At the conference's opening session Sunday morning, Robert Satloff, director of the Washington Institute for Near East Policy, compared the current diplomatic crisis to the U.S.-Israeli standoff that followed the Israeli invasion of the Sinai Peninsula in 1956. "This isn't Suez," he said. "I would say it's more of a five or six on the Richter scale. It's not eight or nine." But, he added the events of the past two weeks would "leave scars at the highest levels," and perhaps "hasten Iranian efforts to achieve a nuclear weapons capability."
Satloff's pivot from the peace process to the Iranian threat was made early and often by AIPAC conference speakers. Organizers made clear their belief that Iran's nuclear program, rather than the state of relations with the Palestinians, should top the agenda of U.S.-Israel relations. Sen. Evan Bayh, an Indiana Democrat, spoke for many when he said, "I do think [the settlements standoff] has been a distraction from the major issue at hand," which he named as the "ticking clock" of Iranian nuclear development.
In his briefing, Aserkoff urged activists to focus their conversations with lawmakers on Iran, saying, "This remains our number one priority." Lobbying talking points distributed to conference delegates were pointed in their recommendations. "[T]he United States needs to lead the international community in imposing crippling sanctions on Iran without delay," they read, urging the adoption of new U.S. measures that would target foreign corporations involved in Iran's energy sector. Aserkoff was skeptical of President Obama's effort to get the U.N. Security Council to agree on meaningful new sanctions, noting that "The Chinese are never going to say, 'Yes, we want to sanction Iran.' "

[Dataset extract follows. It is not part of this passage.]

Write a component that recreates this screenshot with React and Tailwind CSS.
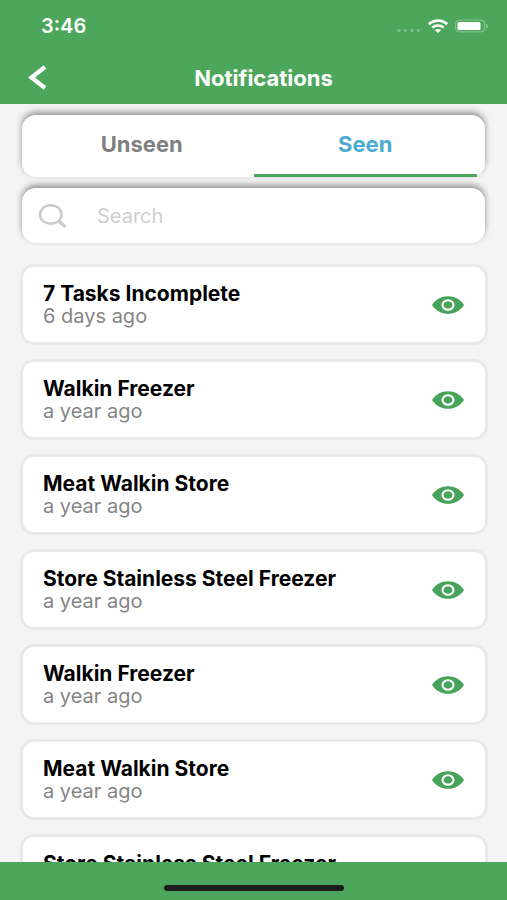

The second lobbying priority identified for AIPAC delegates was to reaffirm the U.S.-Israeli relationship, and pressure the Obama Administration to avoid airing disagreements publically. Aserkoff referred to a letter arranged by AIPAC last year from several members of Congress to President Obama, urging the new White House to deal with Israel as a close friend. "I guess they didn't get that letter at the White House, because here we are again," he said. "It's kind of dumb to get into a big fight about some small issue."
The talking points did acknowledge that the Netanyahu government had made "a mistake" in announcing the East Jerusalem construction during Biden's recent visit. "Despite this deeply regrettable incident," the document continued, "we are concerned with the public nature of the criticism and the demands placed on Israel by the administration. . . . [S]uch public condemnation will not serve to advance the peace process or efforts to prevent Iran from acquiring nuclear weapons capability."
The third "ask" that AIPAC supporters will make of Congress on Tuesday is to once again pass the $3 billion in U.S. aid provided annually to Israel. "It's a very tough ask this year," Aserkoff admitted, noting the U.S. domestic budgetary and economic challenges. Among other major purchases, the Israeli government has announced plans to replace its aging fleet of F-16 fighter jets with new, American-made F-35 fighters, a major cost that Israel hopes will be substantially borne by American taxpayers.
The conference highlight, during its Monday night banquet, will be an address by Netanyahu, along with Republican Senator Lindsey Graham of South Carolina and Democratic Senator Charles Schumer of New York. In his Sunday briefing, Aserkoff said he expects that dinner will be attended by about half of the legislators in the U.S. Senate and close to half of those in the House of Representatives. "We are all about relationships," Aserkoff told the room of lobbyists-in-training. "Because that is what works."